Borç servis maliyetleri çıkarılırsa, İtalya'nın zaman içindeki bütçe disiplini o kadar da kötü görünmüyor. Ekonomik döngünün iniş ve çıkışlarını da dikkate alan bir başka ölçüt olan ve Avrupa’da “döngüsel olarak düzeltilmiş denge” olarak bilinen ölçüt, Fransa'nın uzun süredir devam eden mali gevşekliğini daha da açık bir şekilde ortaya koyuyor.
Vergi etkisi
Bu gösterge, Brüksel'in bütçe dürüstlüğü değerlendirmelerinde artık tercih edilmiyor ancak Fransa'nın temel sorunlarının bir özetini sunuyor. İtalya'dan daha fazla harcama yapan Fransa, her zaman daha fazla vergi almak zorunda kaldı. Bu ölçüte göre iki ülke arasındaki fark, Macron'un 2017 seçimlerinden itibaren belirgin bir yakınlaşma yaşanana kadar çok az değişti.
Son yıllarda İtalyan devletinin hazinesi, vergi kontrol süreçlerinin dijitalleşmesinden ve izlenebilir ödemelerin daha yaygın kullanımından fayda sağlandı. Macron ise işletmeler için büyük vergi indirimleri içeren agresif bir iş dünyası yanlısı gündemi uygulamaya koyuyordu. Plan, bu sayede ekonomik büyüme sağlanarak, büyük kamu harcamalarının göreceli maliyetlerinin azaltılmasıydı.
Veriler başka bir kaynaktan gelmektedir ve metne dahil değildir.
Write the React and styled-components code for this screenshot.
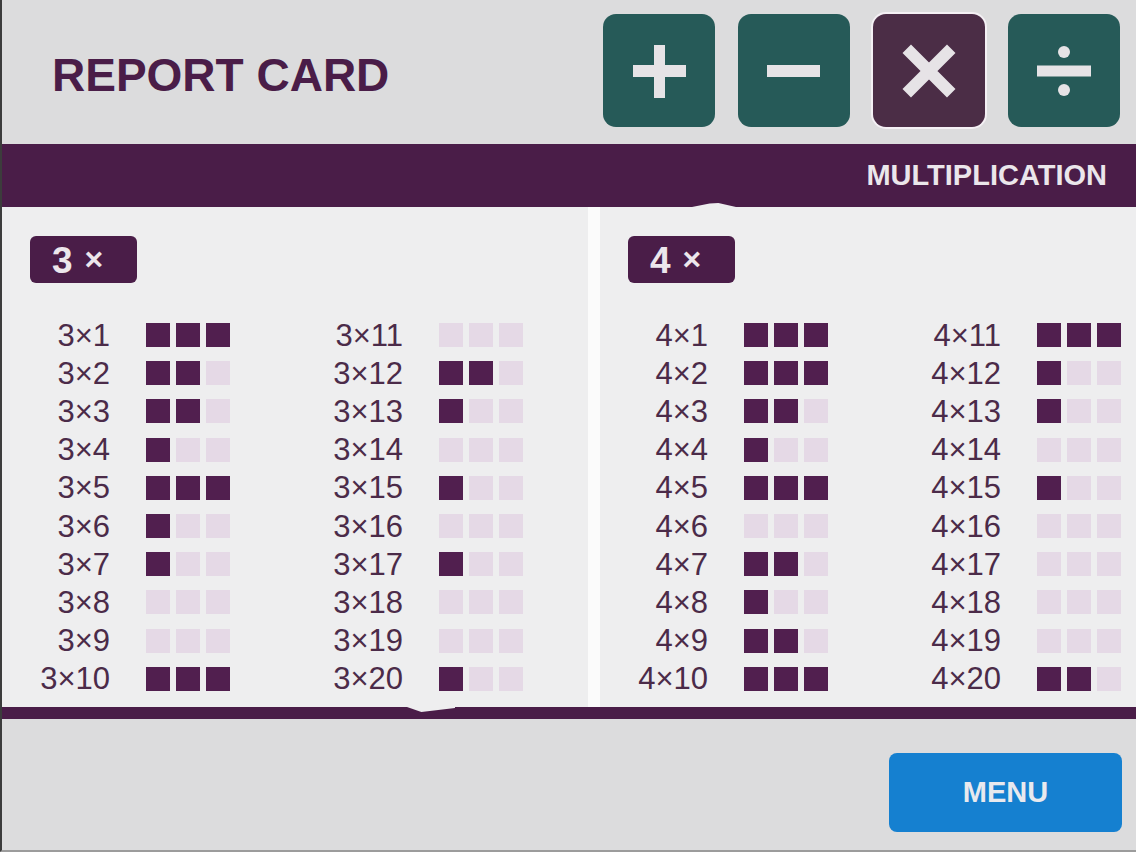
import React from 'react';
import styled, { createGlobalStyle, css } from 'styled-components';

const COLORS = {
  page: '#dcdcdd',
  panel: '#eeeeef',
  stripe: '#fbfbfb',
  purple: '#4a1d48',
  text: '#4b2b49',
  green: '#265a58',
  activeOp: '#4b2d46',
  icon: '#e6e3e6',
  filled: '#511f4f',
  empty: '#e5d9e6',
  blue: '#1580d0',
};

const GlobalStyle = createGlobalStyle`
  html, body {
    margin: 0;
    padding: 0;
    background: ${COLORS.page};
  }
  body {
    font-family: "Liberation Sans", Arial, sans-serif;
  }
  * { box-sizing: border-box; }
`;

const Page = styled.div`
  width: 1136px;
  height: 852px;
  display: flex;
  flex-direction: column;
  background: ${COLORS.page};
  border-left: 2px solid #3c3c3c;
  border-bottom: 2px solid #9c9c9c;
  overflow: hidden;
`;

const Header = styled.header`
  height: 144px;
  display: flex;
  justify-content: space-between;
  align-items: flex-start;
  padding: 0 16px 0 50px;
`;

const Title = styled.h1`
  margin: 48px 0 0;
  font-size: 46px;
  font-weight: 700;
  color: ${COLORS.purple};
  letter-spacing: 0;
`;

const OpRow = styled.div`
  display: flex;
  gap: 23px;
  padding-top: 14px;
`;

const OpButton = styled.button`
  width: 112px;
  height: 113px;
  padding: 0;
  border: none;
  border-radius: 13px;
  background: ${COLORS.green};
  display: flex;
  align-items: center;
  justify-content: center;
  cursor: pointer;

  ${p => p.active && css`
    background: ${COLORS.activeOp};
    box-shadow: 0 0 0 2px #f4f0f4;
  `}
`;

const Band = styled.div`
  position: relative;
  height: 63px;
  background: ${COLORS.purple};
  display: flex;
  align-items: center;
  justify-content: flex-end;
  padding-right: 29px;

  &::after {
    content: '';
    position: absolute;
    left: 690px;
    bottom: 0;
    width: 44px;
    height: 4px;
    background: ${COLORS.panel};
    clip-path: polygon(0 100%, 40% 15%, 60% 0, 100% 100%);
  }
`;

const BandTitle = styled.span`
  font-size: 29px;
  font-weight: 700;
  color: #ebe6eb;
`;

const Content = styled.main`
  height: 500px;
  display: flex;
  background: ${COLORS.panel};
`;

const Panel = styled.section`
  width: ${p => p.width};
  flex: ${p => (p.width ? 'none' : '1')};
  padding: 29px 0 0 28px;
  background: ${COLORS.panel};
`;

const Stripe = styled.div`
  width: 12px;
  background: ${COLORS.stripe};
`;

const Tag = styled.div`
  width: 107px;
  height: 47px;
  border-radius: 6px;
  background: ${COLORS.purple};
  color: #ece6ec;
  font-size: 37px;
  font-weight: 700;
  display: flex;
  align-items: center;
  padding: 2px 0 0 22px;
  gap: 12px;
`;

const Cross = styled.span`
  font-size: 32px;
  margin-top: -3px;
`;

const Tables = styled.div`
  display: flex;
  gap: 93px;
  margin-top: 33px;
`;

const Column = styled.div`
  display: flex;
  flex-direction: column;
`;

const Row = styled.div`
  height: 38.2px;
  display: grid;
  grid-template-columns: 80px 84px;
  column-gap: 36px;
  align-items: center;
`;

const Label = styled.span`
  text-align: right;
  font-size: 31px;
  color: ${COLORS.text};
  white-space: nowrap;
  line-height: 1;
`;

const Squares = styled.div`
  display: flex;
  gap: 6px;
`;

const Square = styled.span`
  width: 24px;
  height: 24px;
  background: ${p => (p.on ? COLORS.filled : COLORS.empty)};
`;

const BottomBand = styled.div`
  position: relative;
  height: 12px;
  background: ${COLORS.purple};

  &::before {
    content: '';
    position: absolute;
    left: 405px;
    top: 0;
    width: 48px;
    height: 5px;
    background: ${COLORS.panel};
    clip-path: polygon(0 0, 100% 0, 100% 20%, 30% 100%);
  }
`;

const Footer = styled.footer`
  flex: 1;
  display: flex;
  justify-content: flex-end;
  align-items: flex-start;
  padding: 34px 14px 0 0;
`;

const MenuButton = styled.button`
  width: 233px;
  height: 79px;
  border: none;
  border-radius: 8px;
  background: ${COLORS.blue};
  color: #e8e9ee;
  font-family: inherit;
  font-size: 29px;
  font-weight: 700;
  cursor: pointer;
`;

const ICON = COLORS.icon;

const PlusIcon = () => (
  <svg width="112" height="112" viewBox="0 0 112 112">
    <rect x="30" y="50" width="53" height="12" fill={ICON} />
    <rect x="51" y="30" width="11" height="53" fill={ICON} />
  </svg>
);

const MinusIcon = () => (
  <svg width="112" height="112" viewBox="0 0 112 112">
    <rect x="29" y="50" width="53" height="12" fill={ICON} />
  </svg>
);

const TimesIcon = () => (
  <svg width="112" height="112" viewBox="0 0 112 112">
    <path d="M38 38 L74 74 M74 38 L38 74" stroke={ICON} strokeWidth="12" strokeLinecap="square" />
  </svg>
);

const DivideIcon = () => (
  <svg width="112" height="112" viewBox="0 0 112 112">
    <rect x="29" y="50.5" width="54" height="11" fill={ICON} />
    <circle cx="56" cy="37" r="6" fill={ICON} />
    <circle cx="56" cy="75" r="6" fill={ICON} />
  </svg>
);

const scores = {
  3: [3, 2, 2, 1, 3, 1, 1, 0, 0, 3, 0, 2, 1, 0, 1, 0, 1, 0, 0, 1],
  4: [3, 3, 2, 1, 3, 0, 2, 1, 2, 3, 3, 1, 1, 0, 1, 0, 0, 0, 0, 2],
};

const TableColumn = ({ base, from, values }) => (
  <Column>
    {values.map((v, i) => (
      <Row key={i}>
        <Label>{base}×{from + i}</Label>
        <Squares>
          {[0, 1, 2].map(k => <Square key={k} on={k < v} />)}
        </Squares>
      </Row>
    ))}
  </Column>
);

const TablePanel = ({ base, width }) => (
  <Panel width={width}>
    <Tag>{base}<Cross>×</Cross></Tag>
    <Tables>
      <TableColumn base={base} from={1} values={scores[base].slice(0, 10)} />
      <TableColumn base={base} from={11} values={scores[base].slice(10)} />
    </Tables>
  </Panel>
);

export default function App() {
  return (
    <>
      <GlobalStyle />
      <Page>
        <Header>
          <Title>REPORT CARD</Title>
          <OpRow>
            <OpButton aria-label="addition"><PlusIcon /></OpButton>
            <OpButton aria-label="subtraction"><MinusIcon /></OpButton>
            <OpButton aria-label="multiplication" active><TimesIcon /></OpButton>
            <OpButton aria-label="division"><DivideIcon /></OpButton>
          </OpRow>
        </Header>
        <Band>
          <BandTitle>MULTIPLICATION</BandTitle>
        </Band>
        <Content>
          <TablePanel base={3} width="586px" />
          <Stripe />
          <TablePanel base={4} />
        </Content>
        <BottomBand />
        <Footer>
          <MenuButton>MENU</MenuButton>
        </Footer>
      </Page>
    </>
  );
}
Hala avantajlı yanları var
Ancak bu yeterli olmadı. Şimdi muhalefet partileri rotanın değiştirilmesini ve şirketler ile zenginler için daha yüksek vergilendirmeye geri dönülmesini istiyor. Elbette Fransa, toplam ekonomik üretim açısından hala bir avantaja sahip. Uluslararası Para Fonu verilerine göre son yirmi yılda bu fark daha da açıldı ve gayri safi yurtiçi hasıla 2023 yılında 3 trilyon dolar eşiğini aştı.
İtalya’nın yükü daha büyük
İtalya ise son çeyrekte büyümede düşüş yaşadı ve bu yılki hedefini yüzde 0,6'ya indirdi. Bu durum, Avrupa Birliği'nin Kurtarma Fonu'ndan gelen yaklaşık 200 milyar euro (235 milyar dolar) tutarındaki yatırımlara rağmen gerçekleşti. Sonuç olarak, her iki ülkede de devlet borcu sorunu devam ediyor. İtalya'nın yükü hala daha büyük ancak Paris'te kamu maliyesinin düzeltilmesi konusunda bir çıkmaza girilmesi nedeniyle aradaki fark hızla azalıyor.
İtalya'nın mali konsolidasyonu, ülkenin yeniden küçük bir birincil fazla elde etmesini sağladı ve bu fazlalık, borçlarını azaltmak için kullanılıyor, ancak bu süreç yavaş ilerliyor. Daha fazla borç ve daha yüksek faiz oranları, her iki hükümetin de borç yükünün maliyetini artıracak. Devlet denetçisi Cour des Comptes'e göre Fransa'nın yıllık faturası 2020'deki yaklaşık 30 milyar euro’dan 2029'da 100 milyar euro’nun üzerine çıkacak.